Surely you have already assembled enough legal experts to do the job: Dist. Atty. Gil Garcetti, KABC consumer affairs reporter Henry Alfaro, attorneys, judges and members of President Clinton’s health task force.

Besides, Mr. Mason’s speech, if he gave one, would be very short. His legal philosophy can be boiled down to two points, which, if I’ve heard him expound once, I’ve heard him a thousand times:

1. Possession is nine-tenths of the law. Maybe 99.99%. If you’re Soka University and own land in the Santa Monica Mountains, the parks people can huff and puff all they want and still not blow you out. On the other hand, if you’re in possession of a kilo of cocaine when the police catch you, even Mr. Mason would have to break a sweat to get you acquitted.

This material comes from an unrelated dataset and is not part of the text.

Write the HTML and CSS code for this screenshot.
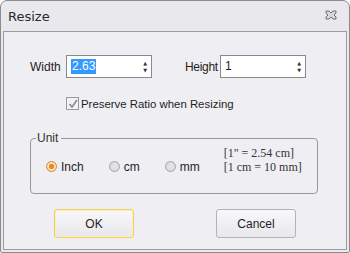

2. Pick your opponents carefully--i.e., Hamilton Burger.

To tell the truth, even Mr. Burger’s ineptitude isn’t reason enough to explain Mr. Mason’s unbeaten record in court. I won’t say they’ve had something going on under the table, but Mr. Burger sent four kids through Harvard Law and skis every winter in Gstaad, and how he could do this on a prosecutor’s salary I leave it to you to imagine.

I’m sorry if this sounds demeaning to your profession. But Perry Mason, contrary to his public image, is a cheapskate and a rat, and after all this time I don’t care who knows it.

He’s a cheapskate because he’s still paying me $26.50 a week, the same as he paid me in 1932, when Erle Stanley Gardner created us. On that budget, I’m still supposed to dress nicely. And I still fetch him coffee.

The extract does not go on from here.